The Bonneville Power Administration is starting a new pilot program to decrease the balancing reserve capacity it must hold to account for variable resources by connecting new types of generation facilities to its grid.

As part of the New Generation Technology Pilot, BPA will work with generators to “encourage development of technologies and operations” that reduce balancing reserve capacity requirements in the agency’s balancing authority area, BPA staff said at a Jan. 13 workshop to explain the program.

A presentation from the workshop outlined three objectives for the pilot:

    • incentivizing “accurate scheduling and performance”;
    • establishing a “technology inclusive policy” for participation; and
    • fostering collaboration between BPA and generators “to enable novel approaches to lower the amount of capacity needed” to integrate variable generation.

Participating resources could include nuclear power plants or wave energy structures, BPA electric engineer Ross Ponder said during the workshop.

A proposed project will need to meet performance metrics, which will be established based on historical balancing reserve capacity usage and projections, Ponder said. Participation in the pilot will rely on a reduction in station control error (SCE), and BPA will revise a project’s performance expectations if the project increases its SCE, Ponder said.
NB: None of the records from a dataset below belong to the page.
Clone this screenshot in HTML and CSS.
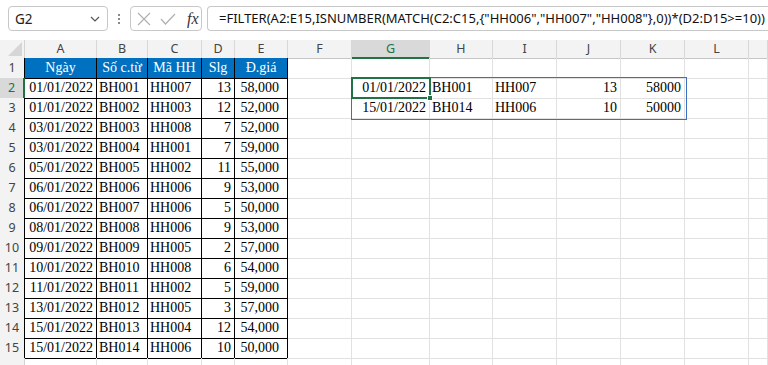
FILE: index.html
```html
<!DOCTYPE html>
<html lang="vi">
<head>
<meta charset="utf-8">
<title>Excel FILTER</title>
<link rel="stylesheet" href="styles.css">
</head>
<body>
<div class="toolbar">
  <div class="namebox"><span>G2</span>
    <svg class="chev" width="10" height="6" viewBox="0 0 10 6"><path d="M1 1 L5 5 L9 1" fill="none" stroke="#555" stroke-width="1.2"/></svg>
  </div>
  <div class="dots"><i></i><i></i><i></i></div>
  <div class="fxbox">
    <svg width="14" height="14" viewBox="0 0 14 14"><path d="M1 1 L13 13 M13 1 L1 13" stroke="#b0b0b0" stroke-width="1.2" fill="none"/></svg>
    <svg width="16" height="12" viewBox="0 0 16 12"><path d="M1 6 L5.5 11 L15 1" stroke="#b0b0b0" stroke-width="1.2" fill="none"/></svg>
    <span class="fx">fx</span>
  </div>
  <div class="formula">=FILTER(A2:E15,ISNUMBER(MATCH(C2:C15,{"HH006","HH007","HH008"},0))*(D2:D15&gt;=10))</div>
</div>

<div class="sheet">
  <div class="row colhead">
    <div class="corner"><svg width="14" height="14" viewBox="0 0 14 14"><path d="M14 0 L14 14 L0 14 Z" fill="#d6d6d6"/></svg></div>
    <div class="ch">A</div><div class="ch">B</div><div class="ch">C</div><div class="ch">D</div><div class="ch">E</div><div class="ch">F</div><div class="ch sel">G</div><div class="ch">H</div><div class="ch">I</div><div class="ch">J</div><div class="ch">K</div><div class="ch">L</div><div class="ch"></div>
  </div>

  <div class="row">
    <div class="rh tb">1</div>
    <div class="c t th">Ngày</div><div class="c t th">Số c.từ</div><div class="c t th">Mã HH</div><div class="c t th">Slg</div><div class="c t th">Đ.giá</div>
    <div class="c"></div><div class="c"></div><div class="c"></div><div class="c"></div><div class="c"></div><div class="c"></div><div class="c"></div><div class="c"></div>
  </div>

  <div class="row">
    <div class="rh tb act">2</div>
    <div class="c t r">01/01/2022</div><div class="c t">BH001</div><div class="c t">HH007</div><div class="c t r">13</div><div class="c t n">58,000</div>
    <div class="c"></div>
    <div class="c r spill">01/01/2022
      <div class="active"><span class="handle"></span></div>
    </div>
    <div class="c">BH001</div><div class="c">HH007</div><div class="c r">13</div><div class="c r">58000</div><div class="c"></div><div class="c"></div>
  </div>

  <div class="row">
    <div class="rh tb">3</div>
    <div class="c t r">01/01/2022</div><div class="c t">BH002</div><div class="c t">HH003</div><div class="c t r">12</div><div class="c t n">52,000</div>
    <div class="c"></div>
    <div class="c r">15/01/2022</div><div class="c">BH014</div><div class="c">HH006</div><div class="c r">10</div><div class="c r">50000</div><div class="c"></div><div class="c"></div>
  </div>

  <div class="row">
    <div class="rh tb">4</div>
    <div class="c t r">03/01/2022</div><div class="c t">BH003</div><div class="c t">HH008</div><div class="c t r">7</div><div class="c t n">52,000</div>
    <div class="c"></div><div class="c"></div><div class="c"></div><div class="c"></div><div class="c"></div><div class="c"></div><div class="c"></div><div class="c"></div>
  </div>

  <div class="row">
    <div class="rh tb">5</div>
    <div class="c t r">03/01/2022</div><div class="c t">BH004</div><div class="c t">HH001</div><div class="c t r">7</div><div class="c t n">59,000</div>
    <div class="c"></div><div class="c"></div><div class="c"></div><div class="c"></div><div class="c"></div><div class="c"></div><div class="c"></div><div class="c"></div>
  </div>

  <div class="row">
    <div class="rh tb">6</div>
    <div class="c t r">05/01/2022</div><div class="c t">BH005</div><div class="c t">HH002</div><div class="c t r">11</div><div class="c t n">55,000</div>
    <div class="c"></div><div class="c"></div><div class="c"></div><div class="c"></div><div class="c"></div><div class="c"></div><div class="c"></div><div class="c"></div>
  </div>

  <div class="row">
    <div class="rh tb">7</div>
    <div class="c t r">06/01/2022</div><div class="c t">BH006</div><div class="c t">HH006</div><div class="c t r">9</div><div class="c t n">53,000</div>
    <div class="c"></div><div class="c"></div><div class="c"></div><div class="c"></div><div class="c"></div><div class="c"></div><div class="c"></div><div class="c"></div>
  </div>

  <div class="row">
    <div class="rh tb">8</div>
    <div class="c t r">06/01/2022</div><div class="c t">BH007</div><div class="c t">HH006</div><div class="c t r">5</div><div class="c t n">50,000</div>
    <div class="c"></div><div class="c"></div><div class="c"></div><div class="c"></div><div class="c"></div><div class="c"></div><div class="c"></div><div class="c"></div>
  </div>

  <div class="row">
    <div class="rh tb">9</div>
    <div class="c t r">08/01/2022</div><div class="c t">BH008</div><div class="c t">HH006</div><div class="c t r">9</div><div class="c t n">53,000</div>
    <div class="c"></div><div class="c"></div><div class="c"></div><div class="c"></div><div class="c"></div><div class="c"></div><div class="c"></div><div class="c"></div>
  </div>

  <div class="row">
    <div class="rh tb">10</div>
    <div class="c t r">09/01/2022</div><div class="c t">BH009</div><div class="c t">HH005</div><div class="c t r">2</div><div class="c t n">57,000</div>
    <div class="c"></div><div class="c"></div><div class="c"></div><div class="c"></div><div class="c"></div><div class="c"></div><div class="c"></div><div class="c"></div>
  </div>

  <div class="row">
    <div class="rh tb">11</div>
    <div class="c t r">10/01/2022</div><div class="c t">BH010</div><div class="c t">HH008</div><div class="c t r">6</div><div class="c t n">54,000</div>
    <div class="c"></div><div class="c"></div><div class="c"></div><div class="c"></div><div class="c"></div><div class="c"></div><div class="c"></div><div class="c"></div>
  </div>

  <div class="row">
    <div class="rh tb">12</div>
    <div class="c t r">11/01/2022</div><div class="c t">BH011</div><div class="c t">HH002</div><div class="c t r">5</div><div class="c t n">59,000</div>
    <div class="c"></div><div class="c"></div><div class="c"></div><div class="c"></div><div class="c"></div><div class="c"></div><div class="c"></div><div class="c"></div>
  </div>

  <div class="row">
    <div class="rh tb">13</div>
    <div class="c t r">13/01/2022</div><div class="c t">BH012</div><div class="c t">HH005</div><div class="c t r">3</div><div class="c t n">57,000</div>
    <div class="c"></div><div class="c"></div><div class="c"></div><div class="c"></div><div class="c"></div><div class="c"></div><div class="c"></div><div class="c"></div>
  </div>

  <div class="row">
    <div class="rh tb">14</div>
    <div class="c t r">15/01/2022</div><div class="c t">BH013</div><div class="c t">HH004</div><div class="c t r">12</div><div class="c t n">54,000</div>
    <div class="c"></div><div class="c"></div><div class="c"></div><div class="c"></div><div class="c"></div><div class="c"></div><div class="c"></div><div class="c"></div>
  </div>

  <div class="row">
    <div class="rh tb">15</div>
    <div class="c t r">15/01/2022</div><div class="c t">BH014</div><div class="c t">HH006</div><div class="c t r">10</div><div class="c t n">50,000</div>
    <div class="c"></div><div class="c"></div><div class="c"></div><div class="c"></div><div class="c"></div><div class="c"></div><div class="c"></div><div class="c"></div>
  </div>

  <div class="row">
    <div class="rh"></div>
    <div class="c"></div><div class="c"></div><div class="c"></div><div class="c"></div><div class="c"></div>
    <div class="c"></div><div class="c"></div><div class="c"></div><div class="c"></div><div class="c"></div><div class="c"></div><div class="c"></div><div class="c"></div>
  </div>
</div>
</body>
</html>
```

FILE: styles.css
```css
* { box-sizing: border-box; }
html, body { margin: 0; padding: 0; }
body {
  width: 768px;
  height: 365px;
  overflow: hidden;
  background: #ffffff;
  font-family: "Liberation Serif", "Times New Roman", serif;
}

/* ---------- formula bar ---------- */
.toolbar {
  height: 40px;
  display: flex;
  align-items: flex-start;
  padding-top: 6px;
  background: #ffffff;
  font-family: "Noto Sans", "Liberation Sans", sans-serif;
}
.namebox {
  margin-left: 8px;
  width: 100px;
  height: 25px;
  border: 1px solid #c8c8c8;
  border-radius: 4px;
  display: flex;
  align-items: center;
  justify-content: space-between;
  padding: 0 7px 0 6px;
  font-size: 13.5px;
  color: #222;
  background: #fff;
}
.dots {
  width: 22px;
  height: 25px;
  display: flex;
  flex-direction: column;
  align-items: center;
  justify-content: center;
  gap: 2px;
}
.dots i {
  display: block;
  width: 2px;
  height: 2px;
  background: #8a8a8a;
}
.fxbox {
  width: 72px;
  height: 25px;
  border: 1px solid #c8c8c8;
  border-radius: 4px;
  display: flex;
  align-items: center;
  gap: 9px;
  padding-left: 6px;
  background: #fff;
}
.fx {
  font-family: "Liberation Serif", serif;
  font-style: italic;
  font-size: 16px;
  color: #333;
  margin-left: 2px;
}
.formula {
  margin-left: 5px;
  flex: 1;
  height: 25px;
  border: 1px solid #c8c8c8;
  border-right: none;
  border-radius: 4px 0 0 4px;
  padding-left: 11px;
  font-size: 13px;
  line-height: 23px;
  color: #111;
  white-space: nowrap;
  overflow: hidden;
  background: #fff;
}

/* ---------- grid ---------- */
.sheet { width: 768px; }
.row {
  display: grid;
  grid-template-columns: 25px 72px 51px 54px 33px 53px 64px 78px 63px 64px 64px 64px 64px 19px;
  height: 20px;
}
.colhead {
  height: 18px;
  background: #f3f3f3;
  font-family: "Noto Sans", "Liberation Sans", sans-serif;
  font-size: 12.5px;
  color: #444;
}
.corner {
  border-right: 1px solid #d4d4d4;
  border-bottom: 1px solid #c6c6c6;
  display: flex;
  align-items: flex-end;
  justify-content: flex-end;
  padding: 0 2px 2px 0;
}
.ch {
  border-right: 1px solid #d8d8d8;
  border-bottom: 1px solid #c6c6c6;
  text-align: center;
  line-height: 17px;
}
.ch.sel {
  background: #d9d9d9;
  color: #217346;
  border-bottom: 2px solid #217346;
}

.rh {
  background: #f3f3f3;
  border-right: 1px solid #d4d4d4;
  border-bottom: 1px solid #d8d8d8;
  font-family: "Noto Sans", "Liberation Sans", sans-serif;
  font-size: 12.5px;
  color: #444;
  text-align: center;
  line-height: 20px;
}
.rh.tb { border-right-color: #000; }
.rh.act {
  background: #d9d9d9;
  color: #217346;
  border-right: 2px solid #217346;
}

.c {
  border-right: 1px solid #e1e1e1;
  border-bottom: 1px solid #e1e1e1;
  font-size: 14px;
  line-height: 20px;
  padding: 0 2px;
  white-space: nowrap;
  color: #000;
}
.c.r { text-align: right; padding-right: 3px; }
.c.n { text-align: right; padding-right: 8px; }
.c.t {
  border-right-color: #000;
  border-bottom-color: #000;
}
.c.th {
  background: #0070c0;
  color: #fff;
  text-align: center;
}

/* spill range + active cell overlays */
.spill { position: relative; }
.spill::before {
  content: "";
  position: absolute;
  left: -1px;
  top: -1px;
  width: 334px;
  height: 41px;
  border: 1px solid #3b6fc4;
  pointer-events: none;
}
.active {
  position: absolute;
  left: -1px;
  top: -1px;
  width: 80px;
  height: 22px;
  border: 2px solid #217346;
  pointer-events: none;
}
.handle {
  position: absolute;
  right: -4px;
  bottom: -4px;
  width: 6px;
  height: 6px;
  background: #217346;
  border: 1px solid #fff;
}
```
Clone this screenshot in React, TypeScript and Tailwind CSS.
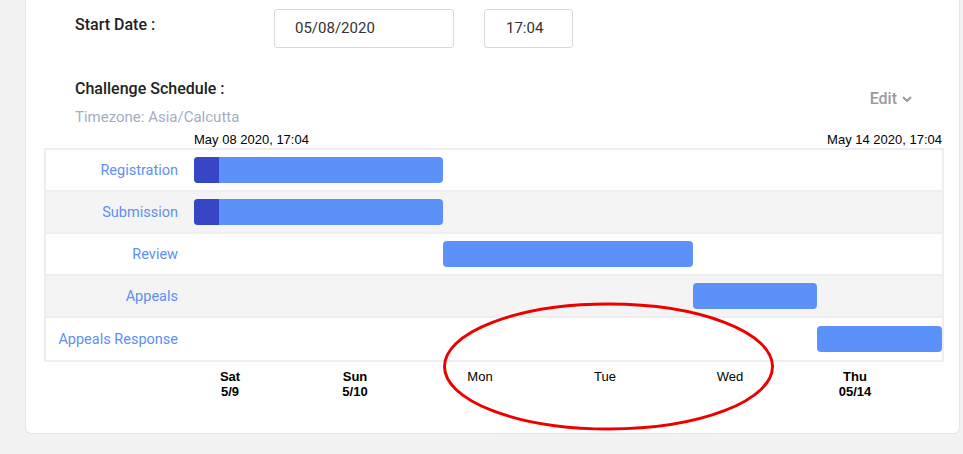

The pilot program “essentially can be … used to provide a method to reduce generators’ balancing reserves capacity,” Ponder said.

Battery energy storage systems (BESS) and nuclear facilities are two possible resource types eligible for the pilot, Bart McManus, a BPA engineer, said at the workshop.

However, “we are not saying [a project] has to be BESS or nuke,” McManus added. “We are looking for innovative strategies. We don’t run solar plants. We don’t run nuke plants. So if you have something that could work, absolutely bring it to the table and we will talk through it.”

One meeting participant asked about the current performance and buildout of co-located generation and battery storage in BPA’s region.

“We don’t really have a lot of examples of co-located generation,” BPA engineer Nancy Morales said. “So the status quo is there is minimal impact of co-located resources.”

A meeting participant also said that the pilot has “technically been around for a while, but the last I heard about it … is that nobody had taken Bonneville up on the offer to participate in it.”

“When did this pilot begin and has anyone taken you up on it yet?” the participant added. “Is there anything that is different about it now?”

“We have a few requests to join the [pilot],” Ponder said. “We are currently in the design phase … but we don’t have anyone active yet.”

Ponder added that he expected to hold a few more meetings later in 2026 to discuss the pilot and respond to future questions.

When a generator or load connects to BPA’s grid, BPA must provide balancing reserves at a rate and amount determined by the agency for reliability purposes. BPA can provide balancing reserve capacity to cover a 99.7% planning standard for balancing error events without unreasonably impairing reliability, the agency said in a September 2025 document.